Per-Function Isolation
Each protected function receives independent encryption keys, dispatch tables, and integrity parameters. Analyzing one function reveals nothing about another.
Load-Bearing Integrity
Integrity verification is not a removable check. Cryptographic values produced during verification are mathematically required for correct execution of subsequent instructions.
Silent Degradation
Tampering causes silent data corruption rather than obvious crashes. The exact point of detection is ambiguous, making attack iteration slow and expensive.
Anti-Symbolic Resistance
Injected deception primitives defeat SMT solvers and symbolic execution engines. Path explosion and constraint poisoning make automated analysis impractical.
Multi-Language Support
Any language that compiles through LLVM is supported: C, C++, Rust, Zig, Objective-C, Fortran, D, and others. No source-level modifications beyond the annotation.
Defense in Depth
Nine independent protection layers operate simultaneously. Defeating one layer does not weaken the others. Each layer independently raises the cost of analysis.

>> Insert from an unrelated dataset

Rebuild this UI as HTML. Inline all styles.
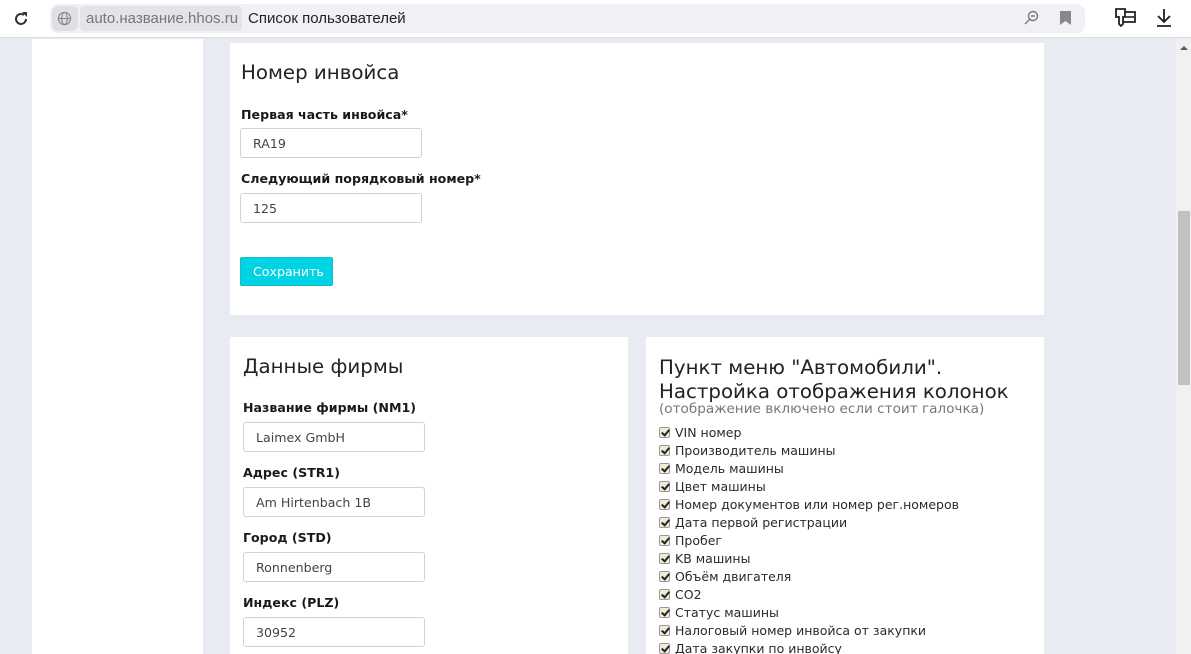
<!DOCTYPE html>
<html style="overflow:hidden;height:654px"><head><meta charset="utf-8"><style>
*{margin:0;padding:0;box-sizing:border-box}
body{width:1191px;height:654px;overflow:hidden;background:#e8ebf2;font-family:"DejaVu Sans","Liberation Sans",sans-serif;color:#222;position:relative}
.a{position:absolute}
.bar{left:0;top:0;width:1191px;height:38px;background:#fff;border-bottom:1px solid #dcdde0}
.addr{left:50px;top:4px;width:1035px;height:29px;background:#f0f1f4;border-radius:8px}
.card{background:#fff}
h2{font-weight:normal;font-size:19.8px;color:#222}
.lbl{font-weight:bold;font-size:12.6px;color:#1a1a1a}
.inp{width:182px;height:30px;border:1px solid #cfd1d6;border-radius:3px;font-size:12.6px;color:#444;padding:7px 0 0 12px}
.cb{font-size:12.5px;color:#2a2a2a;line-height:18px}
.cb div{height:18px;white-space:nowrap}
.cb span{display:inline-block;width:11px;height:11px;border:1px solid #999;border-radius:2px;background:#f3ecd8;margin-right:5px;vertical-align:-1px;position:relative}
.cb span:after{content:"";position:absolute;left:3px;top:0px;width:3px;height:6px;border:solid #222;border-width:0 2px 2px 0;transform:rotate(40deg)}
</style></head><body>
<div class="a bar"></div>
<svg class="a" style="left:12px;top:10px" width="18" height="18" viewBox="0 0 18 18"><path d="M14 9a5 5 0 1 1-2-4" fill="none" stroke="#333" stroke-width="2"/><path d="M10 2h5v5z" fill="#333"/></svg>
<div class="a addr"></div>
<div class="a" style="left:52px;top:6px;width:26px;height:25px;background:#dfe0e4;border-radius:6px"></div>
<svg class="a" style="left:57px;top:11px" width="15" height="15" viewBox="0 0 16 16"><g fill="none" stroke="#888" stroke-width="1.2"><circle cx="8" cy="8" r="6.5"/><ellipse cx="8" cy="8" rx="3" ry="6.5"/><path d="M1.5 8h13"/></g></svg>
<div class="a" style="left:80px;top:6px;width:162px;height:25px;background:#e3e4e8;border-radius:4px"></div>
<div class="a" style="left:86px;top:10px;font-family:'Liberation Sans',sans-serif;font-size:15px;color:#777">auto.название.hhos.ru</div>
<div class="a" style="left:248px;top:10px;font-family:'Liberation Sans',sans-serif;font-size:15px;color:#222">Список пользователей</div>
<svg class="a" style="left:1023px;top:10px" width="16" height="16" viewBox="0 0 16 16"><circle cx="10" cy="6" r="4.5" fill="none" stroke="#777" stroke-width="1.4"/><path d="M8 6h4M7 9l-5 5" stroke="#777" stroke-width="1.4"/></svg>
<svg class="a" style="left:1060px;top:11px" width="11" height="14" viewBox="0 0 11 14"><path d="M0 0h11v14l-5.5-4-5.5 4z" fill="#888"/></svg>
<svg class="a" style="left:1114px;top:7px" width="24" height="22" viewBox="0 0 24 22"><path d="M2 2h9v8h-2v7l-2 2-2-2v-7H2z M11 5h10v10H9" fill="none" stroke="#222" stroke-width="1.8"/><path d="M12 10h8" stroke="#222" stroke-width="1.6"/></svg>
<svg class="a" style="left:1156px;top:8px" width="16" height="20" viewBox="0 0 16 20"><path d="M8 1v13M2 8l6 6 6-6M1 18h14" fill="none" stroke="#222" stroke-width="1.8"/></svg>

<div class="a" style="left:32px;top:39px;width:171px;height:615px;background:#fff"></div>
<div class="a" style="left:1176px;top:39px;width:15px;height:615px;background:#f1f1f1"></div>
<div class="a" style="left:1178px;top:211px;width:12px;height:174px;background:#c1c1c1"></div>
<div class="a" style="left:1180px;top:46px;width:0;height:0;border:4px solid transparent;border-bottom:4px solid #555;border-top:0"></div>

<div class="a card" style="left:230px;top:43px;width:814px;height:272px"></div>
<h2 class="a" style="left:241px;top:61px">Номер инвойса</h2>
<div class="a lbl" style="left:241px;top:107px">Первая часть инвойса*</div>
<div class="a inp" style="left:240px;top:128px">RA19</div>
<div class="a lbl" style="left:241px;top:171px">Следующий порядковый номер*</div>
<div class="a inp" style="left:240px;top:193px">125</div>
<div class="a" style="left:240px;top:257px;width:93px;height:29px;background:#00d3e3;border:1px solid #14bccb;border-radius:2px;color:#fff;font-size:12.6px;padding:6px 0 0 12px">Сохранить</div>

<div class="a card" style="left:230px;top:337px;width:398px;height:317px"></div>
<h2 class="a" style="left:243px;top:355px">Данные фирмы</h2>
<div class="a lbl" style="left:243px;top:400px">Название фирмы (NM1)</div>
<div class="a inp" style="left:243px;top:422px">Laimex GmbH</div>
<div class="a lbl" style="left:243px;top:465px">Адрес (STR1)</div>
<div class="a inp" style="left:243px;top:487px">Am Hirtenbach 1B</div>
<div class="a lbl" style="left:243px;top:530px">Город (STD)</div>
<div class="a inp" style="left:243px;top:552px">Ronnenberg</div>
<div class="a lbl" style="left:243px;top:595px">Индекс (PLZ)</div>
<div class="a inp" style="left:243px;top:617px">30952</div>

<div class="a card" style="left:646px;top:337px;width:398px;height:317px"></div>
<h2 class="a" style="left:659px;top:356px;line-height:24px">Пункт меню "Автомобили".<br>Настройка отображения колонок</h2>
<div class="a" style="left:659px;top:401px;font-size:13.6px;color:#777">(отображение включено если стоит галочка)</div>
<div class="a cb" style="left:659px;top:424px">
<div><span></span>VIN номер</div>
<div><span></span>Производитель машины</div>
<div><span></span>Модель машины</div>
<div><span></span>Цвет машины</div>
<div><span></span>Номер документов или номер рег.номеров</div>
<div><span></span>Дата первой регистрации</div>
<div><span></span>Пробег</div>
<div><span></span>KB машины</div>
<div><span></span>Объём двигателя</div>
<div><span></span>CO2</div>
<div><span></span>Статус машины</div>
<div><span></span>Налоговый номер инвойса от закупки</div>
<div><span></span>Дата закупки по инвойсу</div>
</div>
</body></html>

Cross-Function Entanglement
When multiple functions are protected, they share persistent cryptographic state. Each function's execution feeds entropy into a shared accumulator. Breaking one function's protection corrupts the others.
Key Concealment
The VM's bytecode decryption key can be split into multiple secret shares that are proactively re-shared during execution. The actual key never materializes in memory. Scanners see only meaningless share fragments.
Recursive Nesting
Functions can be virtualized multiple times, creating nested VMs. Each layer has independent encryption keys. An attacker who defeats the outer VM faces an entirely new inner VM.
Thread Safety
All VM state is thread-local. Protected functions are fully reentrant and can execute concurrently across any number of threads without synchronization.
Mode Upgradeability
Standalone protection is the foundation. It can be extended with either Always-Online DRM (server-bound licensing) or Ring-0 Enforcement (hardware-bound kernel driver) without changing application code.